─── ENTRIES SHOWN ───
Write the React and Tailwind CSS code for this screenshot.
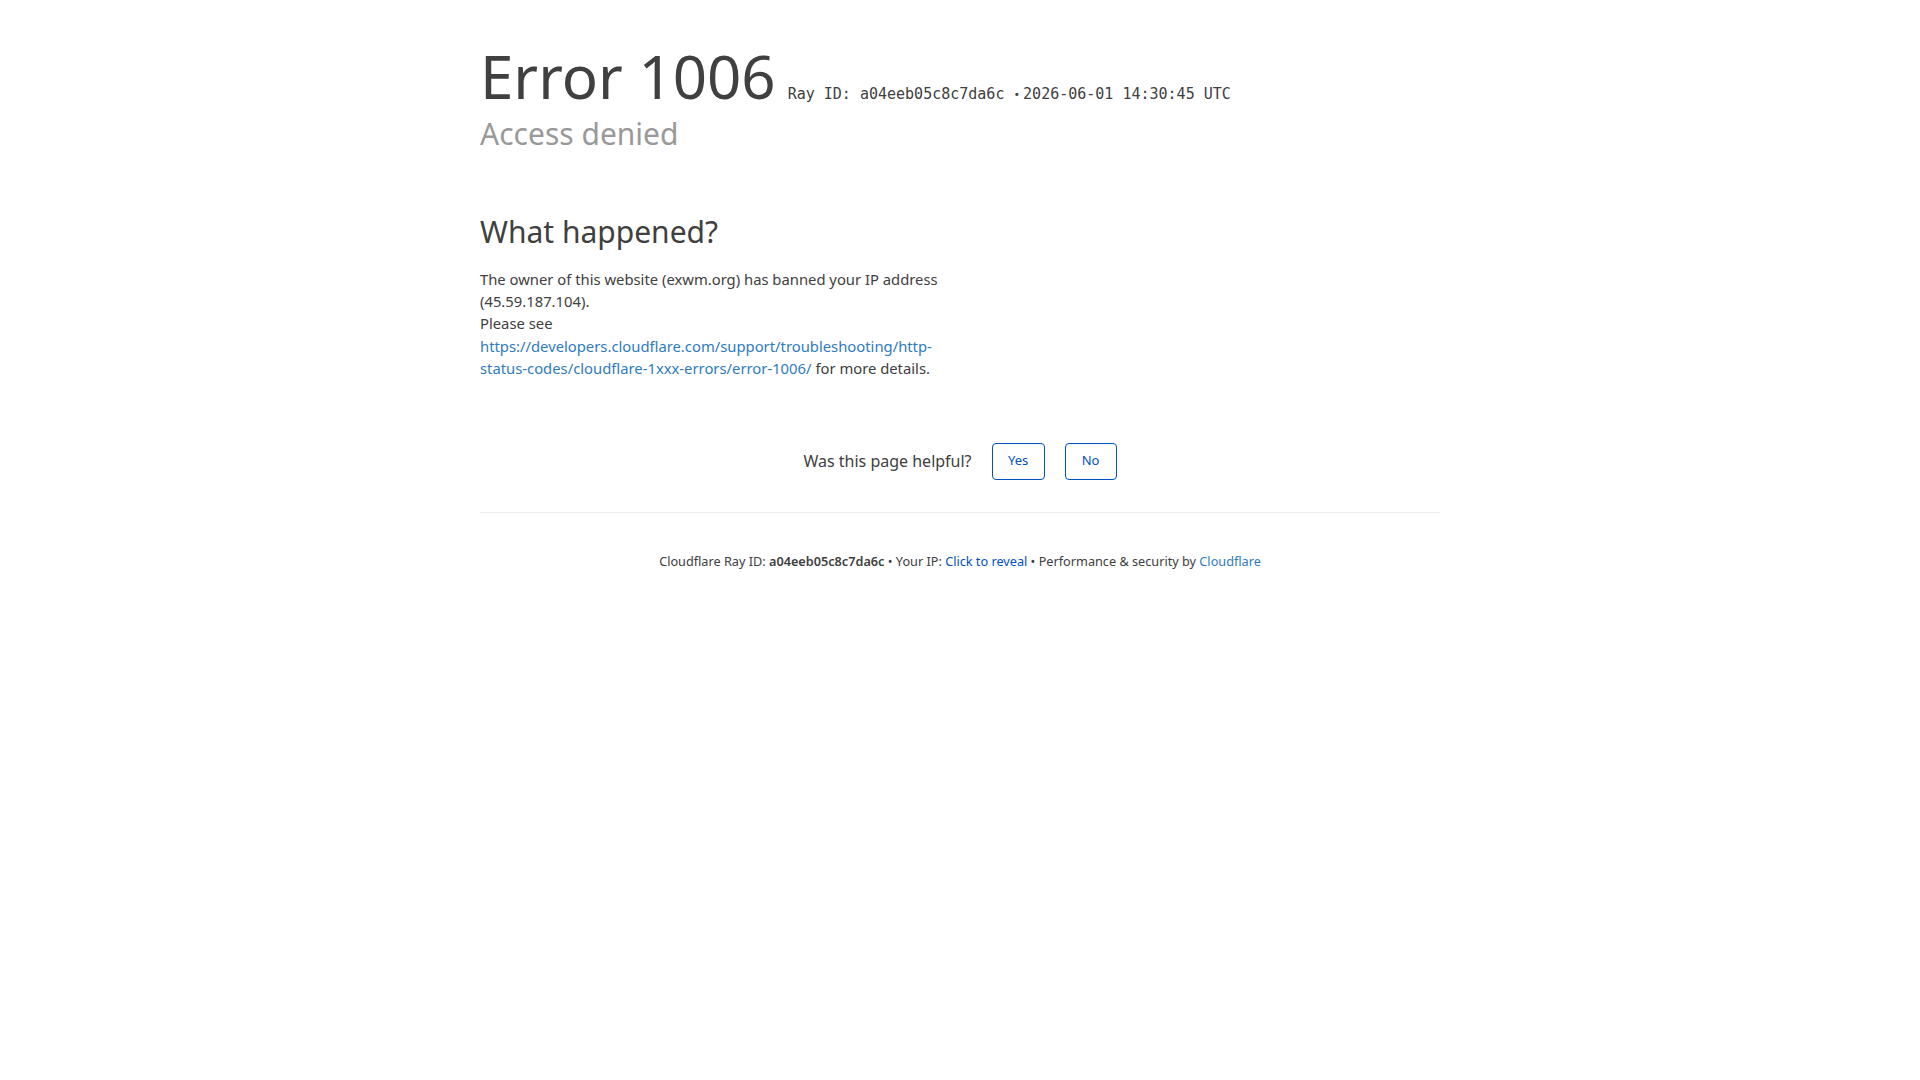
export default function App() {
  return (
    <div className="min-h-screen bg-white text-[#404040]" style={{ fontFamily: '"Noto Sans", "Open Sans", sans-serif' }}>
      <div className="mx-auto w-[960px] pt-[46px]">
        {/* Header */}
        <h1 className="text-[60px] leading-[60px] font-normal text-[#404040]">
          <span>Error 1006</span>
          <span className="ml-[12px] text-[15px] text-[#404040]" style={{ fontFamily: '"DejaVu Sans Mono", monospace' }}>
            Ray ID: a04eeb05c8c7da6c <span className="mr-[3px] align-middle text-[11px]">•</span>2026-06-01 14:30:45 UTC
          </span>
        </h1>
        <h2 className="mt-[-9px] text-[30px] leading-[36px] text-[#999999]">Access denied</h2>

        {/* What happened */}
        <section className="mt-[62px] w-[464px]">
          <h2 className="text-[30px] leading-[36px] text-[#404040]">What happened?</h2>
          <p className="mt-[18px] text-[14.8px] leading-[22.4px]">
            The owner of this website (exwm.org) has banned your IP address (45.59.187.104).
            <br />
            Please see{" "}
            <a href="#" className="text-[#2f7bbf]">
              https://developers.cloudflare.com/support/troubleshooting/http-status-codes/cloudflare-1xxx-errors/error-1006/
            </a>{" "}
            for more details.
          </p>
        </section>

        {/* Feedback */}
        <div className="mt-[63px] flex items-center justify-center gap-[20px]">
          <span className="text-[16px] leading-[24px]">Was this page helpful?</span>
          <div className="flex gap-[20px]">
            <button className="h-[37px] w-[53px] rounded-[4px] border border-[#0051c3] text-[13px] text-[#0051c3]">Yes</button>
            <button className="h-[37px] w-[52px] rounded-[4px] border border-[#0051c3] text-[13px] text-[#0051c3]">No</button>
          </div>
        </div>

        <div className="mt-[32px] border-t border-[#ebebeb]"></div>

        {/* Footer */}
        <p className="mt-[39px] text-center text-[12.7px] leading-[19px]">
          Cloudflare Ray ID: <strong className="font-semibold">a04eeb05c8c7da6c</strong> • Your IP:{" "}
          <a href="#" className="text-[#0051c3]">Click to reveal</a> • Performance &amp; security by{" "}
          <a href="#" className="text-[#2f7bbf]">Cloudflare</a>
        </p>
      </div>
    </div>
  );
}
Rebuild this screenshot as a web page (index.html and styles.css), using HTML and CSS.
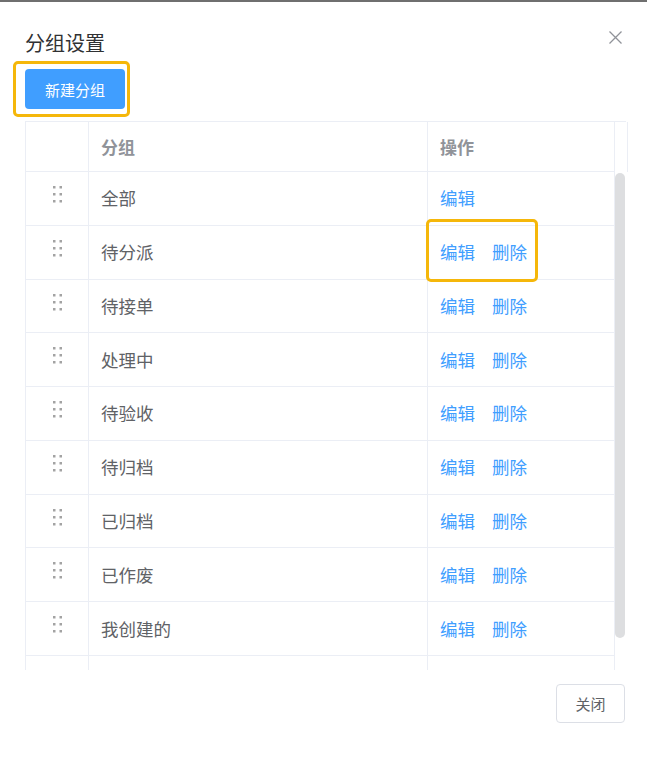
FILE: index.html
```html
<!DOCTYPE html>
<html>
<head>
  <meta charset="UTF-8">
  <title>分组设置</title>
  <link rel="stylesheet" href="styles.css">
</head>
<body>
  <div class="dialog">
    <div class="dialog-header">
      <span class="dialog-title">分组设置</span>
      <button class="dialog-close" type="button" aria-label="关闭">
        <svg width="13" height="13" viewBox="0 0 13 13"><path d="M0.5 0.5 L12.5 12.5 M12.5 0.5 L0.5 12.5" stroke="#909399" stroke-width="1.3" fill="none"/></svg>
      </button>
    </div>

    <div class="toolbar">
      <button class="btn-primary" type="button">新建分组</button>
    </div>

    <div class="group-table">
      <div class="table-head">
        <div class="cell cell-drag"></div>
        <div class="cell">分组</div>
        <div class="cell">操作</div>
        <div class="cell cell-gutter"></div>
      </div>
      <div class="table-body-wrap">
        <div class="table-body" id="table-body"></div>
        <div class="scrollbar"><div class="scrollbar-thumb"></div></div>
      </div>
    </div>

    <div class="dialog-footer">
      <button class="btn-default" type="button">关闭</button>
    </div>

    <!-- 标注框 -->
    <div class="mark mark-btn"></div>
    <div class="mark mark-ops"></div>
  </div>

  <script>
    const groups = ['全部', '待分派', '待接单', '处理中', '待验收', '待归档', '已归档', '已作废', '我创建的', ''];
    const body = document.getElementById('table-body');
    const dots = '<svg class="drag-icon" width="9" height="17" viewBox="0 0 9 17">' +
      '<rect x="0" y="0" width="2.5" height="2.5"/><rect x="6.5" y="0" width="2.5" height="2.5"/>' +
      '<rect x="0" y="7" width="2.5" height="2.5"/><rect x="6.5" y="7" width="2.5" height="2.5"/>' +
      '<rect x="0" y="14" width="2.5" height="2.5"/><rect x="6.5" y="14" width="2.5" height="2.5"/></svg>';

    groups.forEach((name, i) => {
      const row = document.createElement('div');
      row.className = 'table-row';
      let ops = '';
      if (name) {
        ops = '<a class="link">编辑</a>';
        if (i > 0) {
          ops += '<a class="link">删除</a>';
        }
      }
      row.innerHTML =
        '<div class="cell cell-drag">' + dots + '</div>' +
        '<div class="cell">' + name + '</div>' +
        '<div class="cell cell-ops">' + ops + '</div>';
      body.appendChild(row);
    });
  </script>
</body>
</html>
```

FILE: styles.css
```css
/* 页面 */
body {
  margin: 0;
  padding: 0;
  background-color: #fff;
  font-family: "Noto Sans CJK SC", "Microsoft YaHei", sans-serif;
}

button {
  font-family: inherit;
}

/* 弹窗 */
.dialog {
  position: relative;
  height: 758px;
  border-top: 2px solid #6f6f6f;
  padding: 0 22px 0 25px;
  background-color: #fff;
}

.dialog-header {
  display: flex;
  justify-content: space-between;
  align-items: flex-start;
  padding-top: 29px;
}

.dialog-title {
  font-size: 20px;
  line-height: 24px;
  color: #303133;
}

.dialog-close {
  border: none;
  background: none;
  padding: 0;
  margin: 0 3px 0 0;
  width: 13px;
  height: 13px;
  display: flex;
  cursor: pointer;
}

/* 工具栏 */
.toolbar {
  margin-top: 14px;
}

.btn-primary {
  width: 100px;
  height: 40px;
  border: none;
  border-radius: 4px;
  background-color: #409eff;
  color: #fff;
  font-size: 15px;
  cursor: pointer;
}

/* 表格 */
.group-table {
  margin-top: 12px;
  width: 601px;
  border-left: 1px solid #ebeef5;
  box-sizing: border-box;
}

.table-head,
.table-row {
  display: grid;
  grid-template-columns: 63px 339px 187px;
}

.table-head {
  grid-template-columns: 63px 339px 187px 11px;
  height: 51px;
  border-top: 1px solid #ebeef5;
  box-sizing: border-box;
}

.table-head .cell {
  font-weight: bold;
  font-size: 17px;
  color: #909399;
  border-bottom: 1px solid #ebeef5;
}

.table-head .cell-gutter {
  border-bottom: none;
}

.cell {
  display: flex;
  align-items: center;
  padding-left: 12px;
  border-right: 1px solid #ebeef5;
  box-sizing: border-box;
  font-size: 17.5px;
  color: #606266;
  line-height: 24px;
}

.cell-drag {
  justify-content: center;
  align-items: flex-start;
  padding: 14px 0 0 0;
}

.drag-icon {
  fill: #a3a3a3;
}

.table-body-wrap {
  display: flex;
  height: 498px;
}

.table-body {
  width: 589px;
  overflow: hidden;
}

.scrollbar {
  width: 11px;
  padding: 1px 1px 0 0;
  box-sizing: border-box;
}

.scrollbar-thumb {
  height: 465px;
  border-radius: 5px;
  background-color: #dddee0;
}

.table-row {
  height: 53.78px;
}

.table-row .cell {
  border-bottom: 1px solid #ebeef5;
}

.link {
  color: #409eff;
  cursor: pointer;
  margin-right: 17px;
}

/* 底部 */
.dialog-footer {
  display: flex;
  justify-content: flex-end;
  margin-top: 14px;
}

.btn-default {
  width: 69px;
  height: 39px;
  border: 1px solid #dcdfe6;
  border-radius: 4px;
  background-color: #fff;
  color: #606266;
  font-size: 15px;
  cursor: pointer;
}

/* 标注框 */
.mark {
  position: absolute;
  border: 3px solid #f5b70a;
  border-radius: 5px;
  box-sizing: border-box;
  pointer-events: none;
}

.mark-btn {
  left: 13px;
  top: 59px;
  width: 117px;
  height: 56px;
}

.mark-ops {
  left: 426px;
  top: 217px;
  width: 112px;
  height: 63px;
}
```
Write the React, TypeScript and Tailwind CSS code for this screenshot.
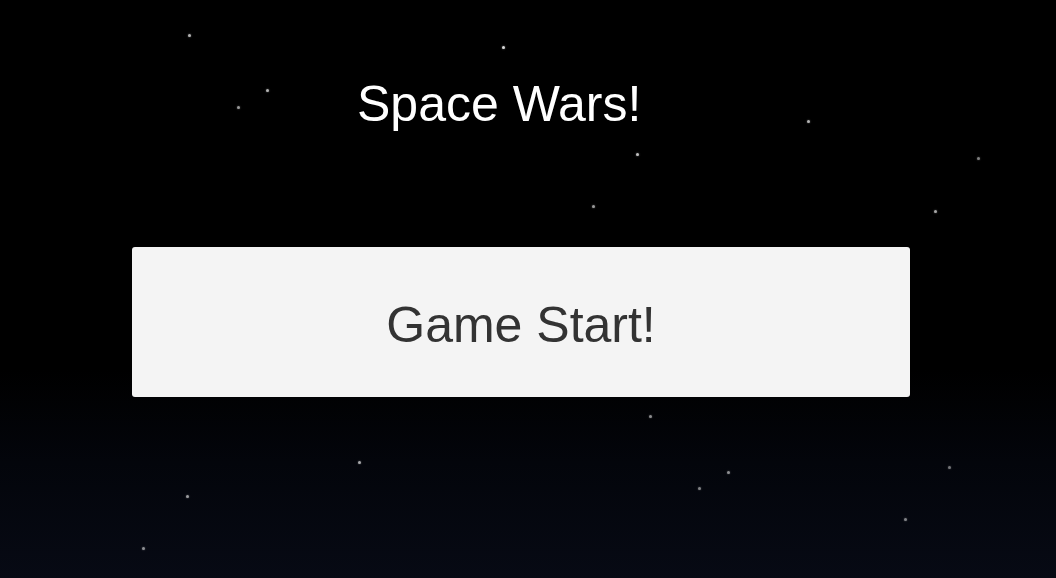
import React from "react";

// Background starfield: [x, y, opacity]
const stars: [number, number, number][] = [
  [189, 35, 0.7],
  [503, 47, 0.85],
  [267, 90, 0.7],
  [238, 107, 0.6],
  [808, 121, 0.7],
  [637, 154, 0.75],
  [978, 158, 0.5],
  [593, 206, 0.6],
  [935, 211, 0.65],
  [650, 416, 0.55],
  [359, 462, 0.65],
  [728, 472, 0.55],
  [949, 467, 0.45],
  [699, 488, 0.5],
  [187, 496, 0.6],
  [905, 519, 0.5],
  [143, 548, 0.55],
];

export default function App() {
  return (
    <div
      className="relative w-[1056px] h-[578px] overflow-hidden bg-[linear-gradient(to_bottom,#000000_0%,#000000_64%,#03050b_80%,#070a14_100%)]"
      style={{ fontFamily: '"Liberation Sans", Arial, sans-serif' }}
    >
      {stars.map(([x, y, o], i) => (
        <span
          key={i}
          className="absolute w-[3px] h-[3px] rounded-full bg-white shadow-[0_0_2px_rgba(255,255,255,0.6)]"
          style={{ left: x - 1.5, top: y - 1.5, opacity: o }}
        />
      ))}

      <div className="relative flex flex-col">
        <div className="pt-[74px] pl-[357px] h-[247px]">
          <h1 className="text-[50px] leading-[60px] text-white">Space Wars!</h1>
        </div>
        <div className="pl-[132px]">
          <button className="w-[778px] h-[150px] rounded-[3px] bg-[#f4f4f4] text-[#333333] text-[50px] leading-none flex items-center justify-center pt-[6px]">
            Game Start!
          </button>
        </div>
      </div>
    </div>
  );
}
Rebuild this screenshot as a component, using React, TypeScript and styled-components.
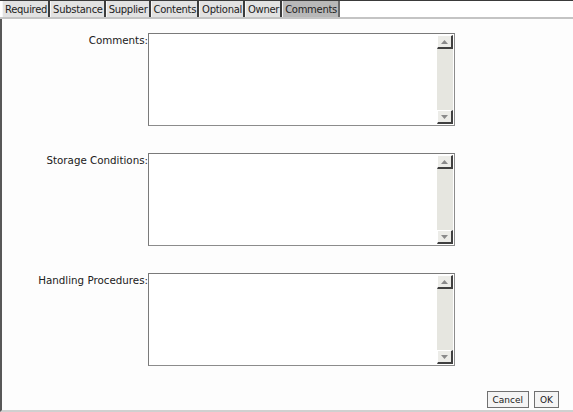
───
From the line containing "Write the React, TypeScript" down to the last line of the data, print every line exactly and nothing else. Pictures stay out of the copy.

**SOLUTION TO THIS TASK**
Write the React, TypeScript and Tailwind CSS code for this screenshot.
import React from "react";

// Background starfield: [x, y, opacity]
const stars: [number, number, number][] = [
  [189, 35, 0.7],
  [503, 47, 0.85],
  [267, 90, 0.7],
  [238, 107, 0.6],
  [808, 121, 0.7],
  [637, 154, 0.75],
  [978, 158, 0.5],
  [593, 206, 0.6],
  [935, 211, 0.65],
  [650, 416, 0.55],
  [359, 462, 0.65],
  [728, 472, 0.55],
  [949, 467, 0.45],
  [699, 488, 0.5],
  [187, 496, 0.6],
  [905, 519, 0.5],
  [143, 548, 0.55],
];

export default function App() {
  return (
    <div
      className="relative w-[1056px] h-[578px] overflow-hidden bg-[linear-gradient(to_bottom,#000000_0%,#000000_64%,#03050b_80%,#070a14_100%)]"
      style={{ fontFamily: '"Liberation Sans", Arial, sans-serif' }}
    >
      {stars.map(([x, y, o], i) => (
        <span
          key={i}
          className="absolute w-[3px] h-[3px] rounded-full bg-white shadow-[0_0_2px_rgba(255,255,255,0.6)]"
          style={{ left: x - 1.5, top: y - 1.5, opacity: o }}
        />
      ))}

      <div className="relative flex flex-col">
        <div className="pt-[74px] pl-[357px] h-[247px]">
          <h1 className="text-[50px] leading-[60px] text-white">Space Wars!</h1>
        </div>
        <div className="pl-[132px]">
          <button className="w-[778px] h-[150px] rounded-[3px] bg-[#f4f4f4] text-[#333333] text-[50px] leading-none flex items-center justify-center pt-[6px]">
            Game Start!
          </button>
        </div>
      </div>
    </div>
  );
}
Rebuild this screenshot as a component, using React, TypeScript and styled-components.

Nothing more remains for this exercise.